Criminal justice reformers have found their footing in Washington in recent years, gaining momentum and power with the backing of allies in both parties of Congress and the White House, where Jared Kushner, the President's son-in-law and senior adviser, has championed the issue. But Barr and his predecessor Sessions have long been viewed as obstacles.

Barr, whose conservative beliefs on criminal justice have underpinned Washington policy for 30 years, when he first served in the Justice Department and argued for mass incarceration programs, has made room for slight shifts in recent weeks, saying that Floyd's death had "driven home" a breakdown in the criminal justice system that disfavored African Americans.

He's also doubled down on his law-and-order persona: when peaceful marches gave way to rioting in the nation's capital, he summoned federal law enforcement to patrol the streets and approved the forcible clearing of peaceful protesters outside the White House one night.

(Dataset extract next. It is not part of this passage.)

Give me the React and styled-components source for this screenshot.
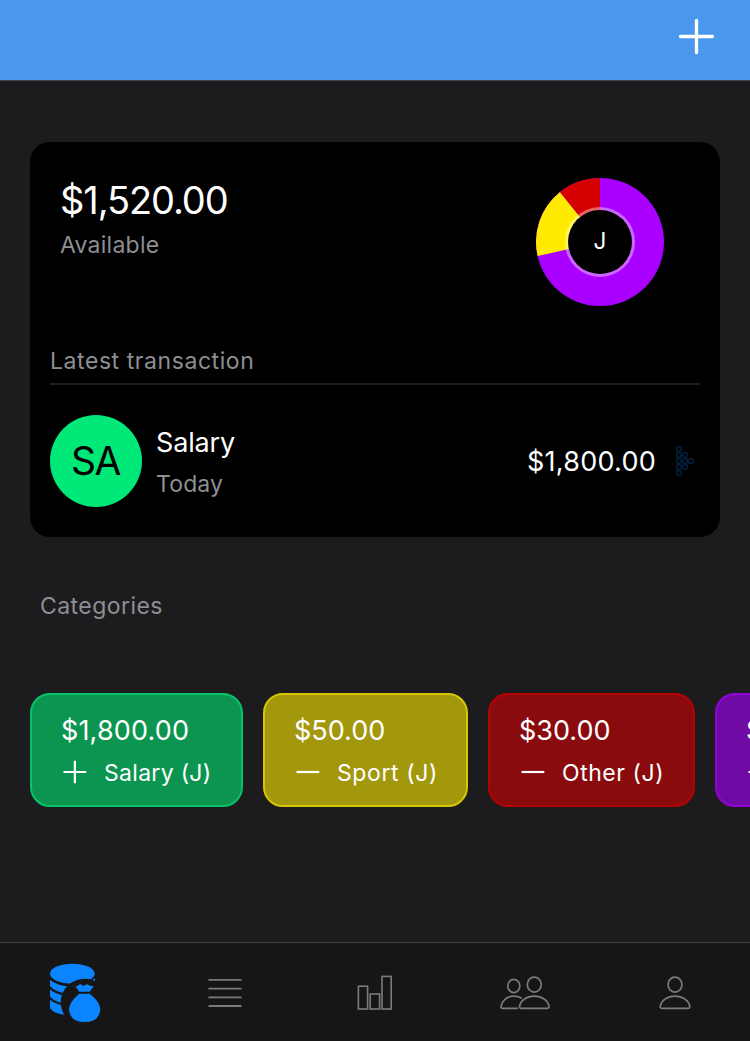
import React from "react";
import styled, { createGlobalStyle } from "styled-components";

const GlobalStyle = createGlobalStyle`
  * { box-sizing: border-box; }
  body {
    margin: 0;
    background: #1c1c1e;
    font-family: Inter, "Liberation Sans", sans-serif;
    overflow: hidden;
  }
`;

const Screen = styled.div`
  display: flex;
  flex-direction: column;
  width: 750px;
  height: 1041px;
  overflow: hidden;
  background: #1c1c1e;
  color: #fff;
`;

const Header = styled.header`
  display: flex;
  justify-content: flex-end;
  align-items: flex-start;
  flex: none;
  height: 81px;
  padding: 16px 33px 0 0;
  background: #4a98ee;
  border-bottom: 1px solid #45474b;
`;

const IconButton = styled.button`
  display: flex;
  padding: 0;
  border: 0;
  background: none;
  color: #fff;
`;

const Content = styled.main`
  flex: 1;
  min-height: 0;
  overflow: hidden;
  padding: 61px 0 0 30px;
`;

const Card = styled.section`
  width: 690px;
  height: 395px;
  padding: 35px 20px 30px;
  border-radius: 20px;
  background: #000;
`;

const Summary = styled.div`
  display: flex;
  justify-content: space-between;
  align-items: flex-start;
  height: 170px;
  padding: 0 35px 0 10px;
`;

const Balance = styled.div`
  font-size: 38px;
  line-height: 46px;
  letter-spacing: -1.1px;
`;

const Caption = styled.div`
  font-size: 23px;
  line-height: 28px;
  letter-spacing: ${(p) => p.$tracking || 0}px;
  color: #8e8e93;
`;

const BalanceBlock = styled.div`
  display: flex;
  flex-direction: column;
  gap: 8px;
`;

const LatestHeading = styled.div`
  padding-bottom: 8px;
  border-bottom: 2px solid #1d1d1f;
`;

const Transaction = styled.div`
  display: flex;
  align-items: center;
  height: 92px;
  margin-top: 30px;
`;

const Avatar = styled.div`
  display: flex;
  align-items: center;
  justify-content: center;
  width: 92px;
  height: 92px;
  padding-right: 1px;
  border-radius: 50%;
  background: #00e878;
  color: #000;
  font-size: 39px;
  line-height: 46px;
  letter-spacing: -1.5px;
`;

const TransactionText = styled.div`
  display: flex;
  flex-direction: column;
  gap: 11px;
  flex: 1;
  padding: 2px 0 0 14px;
`;

const ItemText = styled.div`
  font-size: 27px;
  line-height: 33px;
  letter-spacing: ${(p) => p.$tracking || 0}px;
`;

const ArrowSlot = styled.div`
  display: flex;
  padding: 0 6px 0 20px;
`;

const SectionTitle = styled.div`
  padding: 55px 0 73px 10px;
`;

const Chips = styled.div`
  display: flex;
  gap: 20px;
`;

const Chip = styled.div`
  flex: none;
  width: ${(p) => p.$width}px;
  height: 114px;
  padding: 19px 0 0 29px;
  border: 2px solid ${(p) => p.$edge};
  border-radius: 20px;
  background: ${(p) => p.$fill};
`;

const ChipLabel = styled.div`
  display: flex;
  gap: 15px;
  margin-top: 12px;
  font-size: 23px;
  line-height: 28px;
  letter-spacing: ${(p) => p.$tracking}px;
  white-space: nowrap;
`;

const TabBar = styled.nav`
  display: grid;
  grid-template-columns: repeat(5, 1fr);
  flex: none;
  height: 99px;
  border-top: 1px solid #434346;
  background: #161616;
`;

const Tab = styled.div`
  display: flex;
  justify-content: center;
  padding-top: 17px;
  color: ${(p) => (p.$active ? "#0a84ff" : "#7b7b7b")};
`;

function Donut() {
  return (
    <svg width="130" height="130" viewBox="-65 -65 130 130">
      <circle r="64" fill="#aa00ff" />
      <path d="M0 0L-62.4 14.1A64 64 0 0 1 -40 -50Z" fill="#ffea00" />
      <path d="M0 0L-40 -50A64 64 0 0 1 0 -64Z" fill="#d50000" />
      <circle r="35" fill="#fff" fillOpacity="0.4" />
      <circle r="32" fill="#000" />
      <text x="0" y="7" textAnchor="middle" fill="#fff" fontSize="22.5">J</text>
    </svg>
  );
}

function SignIcon({ plus }) {
  return (
    <svg width="28" height="26" viewBox="0 0 28 26" fill="none" stroke="#fff" strokeWidth="2.2">
      <path d={plus ? "M2.5 13H25.3M13.9 1.8V24.2" : "M2.5 13H25.3"} />
    </svg>
  );
}

const arrowDots = [
  [3, 3], [3, 9], [3, 15], [3, 21], [3, 27],
  [9, 9], [9, 15], [9, 21],
  [15, 15],
];

function DottedArrow() {
  return (
    <svg width="18" height="30" viewBox="0 0 18 30" fill="none" stroke="#03203c" strokeWidth="1.4">
      {arrowDots.map(([x, y]) => (
        <rect key={`${x}-${y}`} x={x - 2.3} y={y - 2.3} width="4.6" height="4.6" rx="1.4" />
      ))}
    </svg>
  );
}

function MoneyIcon() {
  return (
    <svg width="90" height="66" viewBox="0 90 270 198" fill="currentColor">
      <mask id="bag-gap" maskUnits="userSpaceOnUse" x="0" y="88" width="330" height="198">
        <rect y="88" width="330" height="198" fill="#fff" />
        <ellipse cx="165" cy="217" rx="73" ry="71" fill="#000" />
        <path
          d="M55 138C66 157 98 166 127 166S184 157 199 138M55 167C64 182 82 192 125 197M55 198C64 213 82 223 125 228"
          fill="none"
          stroke="#000"
          strokeWidth="7"
        />
      </mask>
      <g mask="url(#bag-gap)">
        <ellipse cx="127" cy="131" rx="67" ry="30" />
        <path d="M60 140C72 160 98 168 127 168L127 258C92 254 60 246 60 230Z" />
      </g>
      <path d="M188 149L195 145V152H191Z" />
      <path d="M135 167Q141 171 146 165Q151 161 156 165Q161 169 166 165Q171 161 176 165Q183 170 192 167L179 185H148Z" />
      <path d="M148 191H179Q211 216 211 239Q208 276 164 276Q120 276 117 239Q117 216 148 191Z" />
    </svg>
  );
}

function ListIcon() {
  return (
    <svg width="36" height="66" viewBox="0 0 36 66" stroke="currentColor" strokeWidth="1.8">
      <path d="M1.5 19.8H34.5M1.5 28.6H34.5M1.5 37.3H34.5M1.5 46H34.5" />
    </svg>
  );
}

function BarsIcon() {
  return (
    <svg width="36" height="66" viewBox="0 0 36 66" fill="none" stroke="currentColor" strokeWidth="1.6">
      <rect x="1.4" y="26.2" width="9.2" height="22.8" />
      <rect x="13.2" y="34" width="9.4" height="15" />
      <rect x="25" y="16.4" width="9.2" height="32.6" />
    </svg>
  );
}

const bustPath =
  "M-13.2 48.3C-14.6 48.3-15 47.4-14.7 46C-13.8 41-8 36.1 0 36.1S13.8 41 14.7 46C15 47.4 14.6 48.3 13.2 48.3Z";

function PeopleIcon() {
  return (
    <svg width="52" height="66" viewBox="0 0 52 66" fill="none" stroke="currentColor" strokeWidth="1.7">
      <ellipse cx="14.8" cy="26" rx="6" ry="6.6" />
      <path d="M19 48.3H3.5C2.2 48.3 1.9 47.5 2.1 46.3C3 40.7 8 36.1 14.8 36.1C18 36.1 20.8 37 23 38.4" />
      <ellipse cx="35.3" cy="24.6" rx="7" ry="7.5" />
      <path transform="translate(35.3 0)" d={bustPath} />
    </svg>
  );
}

function PersonIcon() {
  return (
    <svg width="34" height="66" viewBox="-17 0 34 66" fill="none" stroke="currentColor" strokeWidth="1.7">
      <ellipse cx="0" cy="24.6" rx="7" ry="7.5" />
      <path d={bustPath} />
    </svg>
  );
}

const categories = [
  { amount: "$1,800.00", name: "Salary (J)", plus: true, width: 213, edge: "#07c266", fill: "#0c9550", amountTracking: 0.15, tracking: 0.3 },
  { amount: "$50.00", name: "Sport (J)", width: 205, edge: "#d6c604", fill: "#a3970c", amountTracking: 0, tracking: 0.6 },
  { amount: "$30.00", name: "Other (J)", width: 207, edge: "#b50304", fill: "#8a0b0d", amountTracking: 0, tracking: 0.55 },
  { amount: "$200.00", name: "Food (J)", width: 205, edge: "#9102d9", fill: "#6f0aa4", amountTracking: 0, tracking: 0.6 },
];

export default function App() {
  return (
    <Screen>
      <GlobalStyle />
      <Header>
        <IconButton aria-label="Add">
          <svg width="41" height="41" viewBox="0 0 41 41" stroke="#fff" strokeWidth="3.3" strokeLinecap="round">
            <path d="M4.5 20.5H36.5M20.5 4.5V36.5" />
          </svg>
        </IconButton>
      </Header>
      <Content>
        <Card>
          <Summary>
            <BalanceBlock>
              <Balance>$1,520.00</Balance>
              <Caption $tracking={0.25}>Available</Caption>
            </BalanceBlock>
            <Donut />
          </Summary>
          <LatestHeading>
            <Caption $tracking={0.57}>Latest transaction</Caption>
          </LatestHeading>
          <Transaction>
            <Avatar>SA</Avatar>
            <TransactionText>
              <ItemText $tracking={-0.15}>Salary</ItemText>
              <Caption $tracking={0.15}>Today</Caption>
            </TransactionText>
            <ItemText $tracking={0.25}>$1,800.00</ItemText>
            <ArrowSlot>
              <DottedArrow />
            </ArrowSlot>
          </Transaction>
        </Card>
        <SectionTitle>
          <Caption $tracking={0.44}>Categories</Caption>
        </SectionTitle>
        <Chips>
          {categories.map((c) => (
            <Chip key={c.name} $width={c.width} $edge={c.edge} $fill={c.fill}>
              <ItemText $tracking={c.amountTracking}>{c.amount}</ItemText>
              <ChipLabel $tracking={c.tracking}>
                <SignIcon plus={c.plus} />
                {c.name}
              </ChipLabel>
            </Chip>
          ))}
        </Chips>
      </Content>
      <TabBar>
        <Tab $active><MoneyIcon /></Tab>
        <Tab><ListIcon /></Tab>
        <Tab><BarsIcon /></Tab>
        <Tab><PeopleIcon /></Tab>
        <Tab><PersonIcon /></Tab>
      </TabBar>
    </Screen>
  );
}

Behind the scenes, as the White House debated how to take its first steps toward police reform, Barr argued for minimizing the breadth of national guidelines in the White House document -- deferring to local police forces to set their own policies -- and for leaving more significant reform proposals up to Congress, according to people familiar with the matter.

The executive order that Trump signed Tuesday contains moderate reforms, like the tracking program that will encourage localities to submit information on officers that have been fired or found in court to have used excessive force. The Justice Department will also direct federal grants toward police departments that are credentialed for having use of force and deescalation policies and banning the use of chokeholds, except when lethal force is authorized. Working with federal health officials, the department will increase training on programs that pair social workers with police to answer mental health and homelessness calls.

Lawmakers in both parties have put forward ambitious packages with further reform efforts and stiffer incentives, although sticking points -- like the use of so-called no-knock warrants, and qualified immunity, which shields public figures from being sued for most actions taken in the course of their official work -- make any compromise far from certain.

On Thursday and Friday, Barr traveled to Boston and New York to meet with leaders of the cities' police departments, and he is planning to seek insight and advice on the reform effort from a number of police chiefs across the country in the coming weeks, according to a Justice Department official.

As he begins to carry out the administration's first attempt at curbing police misconduct, Barr will be treading unfamiliar ground.

The Justice Department's political leadership under the Trump administration has endorsed a policing policy that prioritized stamping out a national uptick in violent crime and boosting the morale of street cops, who they argued had been antagonized under the Obama era.

In one of his first moves at the department, Sessions, who served as attorney general from 2017 to 2018, shut down a practice of investigating allegations of systemic misconduct by police forces that had become routine under former President Barack Obama and resulted in court-enforced consent decrees that mandated reform at problematic departments.

"They made it very clear that policing the police was not only not a priority of the administration but something they viewed as nefarious," said Kristy Parker, a longtime civil rights prosecutor at the Justice Department who served under Sessions for eight months.

Barr has maintained that course, focusing on officer suicides so far in his tenure. In December, he warned that communities that don't respect their police risk losing their protection. Days later, he hosted an Italian dinner for New York Police Department officers in Queens.

In interviews and public remarks since Floyd's death, Barr has offered his most nuanced perspective on policing and race, telling CBS News that he did not believe law enforcement was "systemically racist," while acknowledging that African Americans may face unfair scrutiny by police.

The Justice Department is now conducting a civil rights investigation into Floyd's killing, as well as into the deaths of Ahmaud Arbery, who was killed while on a run by white neighbors in Georgia in February, and Breonna Taylor, who was killed in her home by Louisville, Kentucky, police in March.

Some advocates see the steps the administration and Barr are taking as signs of good faith effort that have staying power.

"I think everybody understands that this is not just one of those moments where we're going to say, 'Okay, we tried to do it, we couldn't do it' -- this seems to be a lot different," said Mark Holden, a board member at the conservative Americans for Prosperity advocacy group who has worked with the Trump administration on criminal justice reform efforts. "At the end of the day, there's got to be accountability and transparency because that will build the trust."

Still, other advocates point to the Justice Department's implementation of the First Step Act, a sweeping prison reform effort passed with bipartisan support in 2018, as an example of its poor shepherding of progressive policy.

Thousands of federal inmates have already been released early under provisions of the law, although outside groups have been unhappy with the Justice Department for an interpretation of the reform that's led prosecutors to challenge hundreds of other release applications. The Justice Department's initial proposal for a tool to rate inmates' risk of recidivism that was required under the law also drew criticism for an overly-broad definition of key factors that deflated the number of inmates eligible for release. It has since offered an updated proposal.

Despite his past advocacy for increasing the prison population, Barr has promised to "faithfully implement" the law.

"Personnel is policy," said Ames Grawert, a senior counsel at the Brennan Center's Justice Program, a left-leaning policy institute. "If you're going to have policing reforms, if you're going to have broader criminal justice reform policies that have discretionary elements built into them, you want to make sure the people wielding that discretion believe in the cause."